Showcasing the work of four Edinburgh-based artists – Matthew Bainbridge, Rachel Turner, Thomas Anderson and Morwenna Potter – two rooms house a sparing collection of paintings, sculptures and a video installation. A constructed loop of found wood in ‘Erratic Tay’ greets the viewer, it seems carefully varnished to give the illusion of one entire tree branch caught in an infinite circle, sprawled like a natural cadaver facing the entrance of the gallery.

But aside from consulting the small paper plan of the exhibition space, there is little other way of knowing to which artist each work belonged. Customary name plaques are nowhere to be seen – uncharacteristic for works supposedly on sale.
Nor is there a way of deciphering the thinking behind the title The Benefits of Being Under the Weather, in accordance with the advertisement’s jarring image of a dirty window; Potter’s charred tree branches sit beside plush pastel canvases of fish and nostalgic videogame references in Bainbridge’s work. The pieces seem to cohabit with no clear link, their only shared commonality the space in which they’ve all been housed.

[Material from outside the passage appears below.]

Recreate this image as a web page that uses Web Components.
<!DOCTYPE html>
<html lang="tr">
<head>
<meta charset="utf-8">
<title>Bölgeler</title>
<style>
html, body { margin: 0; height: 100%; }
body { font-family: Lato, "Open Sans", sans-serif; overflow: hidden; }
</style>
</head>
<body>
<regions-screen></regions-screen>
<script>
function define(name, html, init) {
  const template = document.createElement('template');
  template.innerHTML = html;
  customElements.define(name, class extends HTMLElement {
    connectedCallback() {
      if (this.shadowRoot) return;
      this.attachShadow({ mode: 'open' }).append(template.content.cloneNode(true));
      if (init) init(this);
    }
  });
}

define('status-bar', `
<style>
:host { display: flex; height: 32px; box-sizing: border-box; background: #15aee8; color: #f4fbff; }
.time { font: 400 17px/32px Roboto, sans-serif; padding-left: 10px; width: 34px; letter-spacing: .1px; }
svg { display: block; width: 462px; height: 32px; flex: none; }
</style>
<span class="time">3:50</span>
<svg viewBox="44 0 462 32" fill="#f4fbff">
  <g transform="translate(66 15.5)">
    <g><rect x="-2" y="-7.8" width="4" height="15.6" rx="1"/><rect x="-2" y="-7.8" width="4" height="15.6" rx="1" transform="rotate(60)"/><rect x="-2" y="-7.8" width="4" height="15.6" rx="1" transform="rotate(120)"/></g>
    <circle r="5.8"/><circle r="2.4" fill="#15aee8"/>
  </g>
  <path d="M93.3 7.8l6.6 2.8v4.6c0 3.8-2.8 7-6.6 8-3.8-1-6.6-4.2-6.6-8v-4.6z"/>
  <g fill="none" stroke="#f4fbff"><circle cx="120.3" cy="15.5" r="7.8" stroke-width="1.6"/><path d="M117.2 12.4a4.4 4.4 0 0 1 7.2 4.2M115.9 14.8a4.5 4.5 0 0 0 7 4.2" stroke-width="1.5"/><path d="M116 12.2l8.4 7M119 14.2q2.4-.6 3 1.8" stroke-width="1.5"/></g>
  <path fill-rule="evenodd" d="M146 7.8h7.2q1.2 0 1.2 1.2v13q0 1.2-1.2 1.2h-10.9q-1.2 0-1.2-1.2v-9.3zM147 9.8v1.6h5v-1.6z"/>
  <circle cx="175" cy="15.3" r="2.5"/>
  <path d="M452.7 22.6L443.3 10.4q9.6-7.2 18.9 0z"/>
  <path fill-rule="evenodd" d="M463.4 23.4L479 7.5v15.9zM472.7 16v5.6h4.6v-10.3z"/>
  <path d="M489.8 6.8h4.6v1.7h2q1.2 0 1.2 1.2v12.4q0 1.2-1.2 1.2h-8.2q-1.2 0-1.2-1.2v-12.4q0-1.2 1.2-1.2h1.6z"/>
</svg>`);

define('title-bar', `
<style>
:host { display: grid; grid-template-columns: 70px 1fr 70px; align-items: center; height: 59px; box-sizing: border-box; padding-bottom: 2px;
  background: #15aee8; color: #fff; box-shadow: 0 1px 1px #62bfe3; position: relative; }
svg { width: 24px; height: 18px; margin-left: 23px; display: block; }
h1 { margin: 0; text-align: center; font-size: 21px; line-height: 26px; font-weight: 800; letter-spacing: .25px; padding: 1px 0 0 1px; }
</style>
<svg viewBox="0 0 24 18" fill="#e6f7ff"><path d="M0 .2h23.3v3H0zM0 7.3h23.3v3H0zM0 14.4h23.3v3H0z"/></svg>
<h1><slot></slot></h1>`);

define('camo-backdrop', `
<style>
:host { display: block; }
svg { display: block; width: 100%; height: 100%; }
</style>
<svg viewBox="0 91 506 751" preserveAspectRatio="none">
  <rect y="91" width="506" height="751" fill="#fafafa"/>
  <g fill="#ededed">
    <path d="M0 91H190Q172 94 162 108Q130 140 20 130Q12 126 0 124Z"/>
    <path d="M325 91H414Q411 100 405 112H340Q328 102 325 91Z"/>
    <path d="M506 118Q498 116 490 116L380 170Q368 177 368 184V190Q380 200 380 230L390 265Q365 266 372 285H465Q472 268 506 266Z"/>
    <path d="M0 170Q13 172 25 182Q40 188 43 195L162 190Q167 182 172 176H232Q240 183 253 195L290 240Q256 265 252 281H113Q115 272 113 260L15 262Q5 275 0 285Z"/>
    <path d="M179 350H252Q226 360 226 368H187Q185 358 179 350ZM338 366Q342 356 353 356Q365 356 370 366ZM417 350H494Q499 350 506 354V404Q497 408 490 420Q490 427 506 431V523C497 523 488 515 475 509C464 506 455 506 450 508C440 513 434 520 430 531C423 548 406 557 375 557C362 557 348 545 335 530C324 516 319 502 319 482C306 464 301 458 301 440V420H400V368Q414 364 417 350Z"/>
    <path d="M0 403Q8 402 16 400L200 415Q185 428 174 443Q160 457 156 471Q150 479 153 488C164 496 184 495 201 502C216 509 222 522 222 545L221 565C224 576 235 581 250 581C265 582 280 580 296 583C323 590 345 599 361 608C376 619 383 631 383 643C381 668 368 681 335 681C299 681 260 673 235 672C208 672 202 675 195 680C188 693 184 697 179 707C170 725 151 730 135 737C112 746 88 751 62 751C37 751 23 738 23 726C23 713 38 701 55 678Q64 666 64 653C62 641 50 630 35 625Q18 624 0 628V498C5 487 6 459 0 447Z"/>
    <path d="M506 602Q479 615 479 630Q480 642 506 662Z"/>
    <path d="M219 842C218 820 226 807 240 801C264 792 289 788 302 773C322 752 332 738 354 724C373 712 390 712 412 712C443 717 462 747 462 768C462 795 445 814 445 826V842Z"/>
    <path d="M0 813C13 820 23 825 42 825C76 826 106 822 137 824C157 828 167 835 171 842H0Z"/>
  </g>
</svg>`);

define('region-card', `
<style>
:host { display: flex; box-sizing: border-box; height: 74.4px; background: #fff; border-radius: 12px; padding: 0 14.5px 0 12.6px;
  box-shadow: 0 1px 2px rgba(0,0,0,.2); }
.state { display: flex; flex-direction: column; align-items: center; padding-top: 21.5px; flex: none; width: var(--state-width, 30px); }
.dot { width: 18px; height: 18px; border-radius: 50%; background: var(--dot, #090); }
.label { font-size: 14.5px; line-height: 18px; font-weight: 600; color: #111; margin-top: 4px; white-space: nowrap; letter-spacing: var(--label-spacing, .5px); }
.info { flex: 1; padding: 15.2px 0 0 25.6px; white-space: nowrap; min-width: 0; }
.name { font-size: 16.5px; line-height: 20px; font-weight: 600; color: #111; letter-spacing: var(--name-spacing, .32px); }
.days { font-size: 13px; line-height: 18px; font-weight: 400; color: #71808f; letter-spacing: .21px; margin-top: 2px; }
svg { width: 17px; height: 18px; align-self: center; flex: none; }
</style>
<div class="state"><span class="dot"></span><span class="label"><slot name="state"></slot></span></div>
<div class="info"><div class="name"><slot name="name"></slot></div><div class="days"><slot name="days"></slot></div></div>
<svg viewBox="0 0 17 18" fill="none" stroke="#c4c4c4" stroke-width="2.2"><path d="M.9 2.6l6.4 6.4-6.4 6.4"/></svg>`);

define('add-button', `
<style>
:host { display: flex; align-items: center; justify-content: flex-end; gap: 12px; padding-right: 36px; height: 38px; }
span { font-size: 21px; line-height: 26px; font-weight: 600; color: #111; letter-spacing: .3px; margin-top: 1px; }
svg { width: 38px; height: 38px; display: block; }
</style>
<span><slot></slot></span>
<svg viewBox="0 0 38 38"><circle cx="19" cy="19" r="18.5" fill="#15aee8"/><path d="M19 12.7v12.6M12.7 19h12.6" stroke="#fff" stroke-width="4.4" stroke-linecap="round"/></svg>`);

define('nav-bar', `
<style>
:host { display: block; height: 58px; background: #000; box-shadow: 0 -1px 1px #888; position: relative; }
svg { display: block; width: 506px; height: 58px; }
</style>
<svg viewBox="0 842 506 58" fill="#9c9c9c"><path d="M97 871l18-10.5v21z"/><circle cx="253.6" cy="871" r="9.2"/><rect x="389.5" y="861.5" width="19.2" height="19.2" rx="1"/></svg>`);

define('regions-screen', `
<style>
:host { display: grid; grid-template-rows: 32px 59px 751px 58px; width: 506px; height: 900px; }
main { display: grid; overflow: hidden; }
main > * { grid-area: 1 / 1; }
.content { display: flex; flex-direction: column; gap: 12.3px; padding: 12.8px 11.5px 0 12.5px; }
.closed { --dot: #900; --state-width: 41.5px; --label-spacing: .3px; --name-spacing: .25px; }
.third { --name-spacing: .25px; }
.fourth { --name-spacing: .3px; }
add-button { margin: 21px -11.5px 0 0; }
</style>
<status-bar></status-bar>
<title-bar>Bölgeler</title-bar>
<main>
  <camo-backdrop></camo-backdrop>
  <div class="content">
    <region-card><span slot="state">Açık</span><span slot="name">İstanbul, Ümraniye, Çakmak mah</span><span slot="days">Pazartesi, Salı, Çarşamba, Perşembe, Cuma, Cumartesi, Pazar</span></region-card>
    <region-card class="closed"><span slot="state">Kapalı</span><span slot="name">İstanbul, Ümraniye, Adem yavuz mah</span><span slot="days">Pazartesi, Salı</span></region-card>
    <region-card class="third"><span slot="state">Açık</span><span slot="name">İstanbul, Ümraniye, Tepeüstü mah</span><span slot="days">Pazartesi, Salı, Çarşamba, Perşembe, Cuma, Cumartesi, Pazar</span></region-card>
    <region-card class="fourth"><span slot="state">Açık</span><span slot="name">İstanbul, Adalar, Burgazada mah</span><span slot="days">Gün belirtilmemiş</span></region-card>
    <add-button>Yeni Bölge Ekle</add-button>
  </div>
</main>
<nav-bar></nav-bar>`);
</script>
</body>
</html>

That is not to say that the works themselves are bad; Bainbridge’s paintings are one of the highlights of this modest exhibition. The sprightly, almost infantile use of soft pinks and blues counterpoints the show as a moment of plush happiness against the singeing of tree branches and marred black canvasses – perhaps this is one of such benefits of being trapped in a sombre mood. Surmounted on a cloud-like motif of disjunct black lines painted directly onto the gallery wall, there was the slightest parallel to Potter’s opposite sculptures.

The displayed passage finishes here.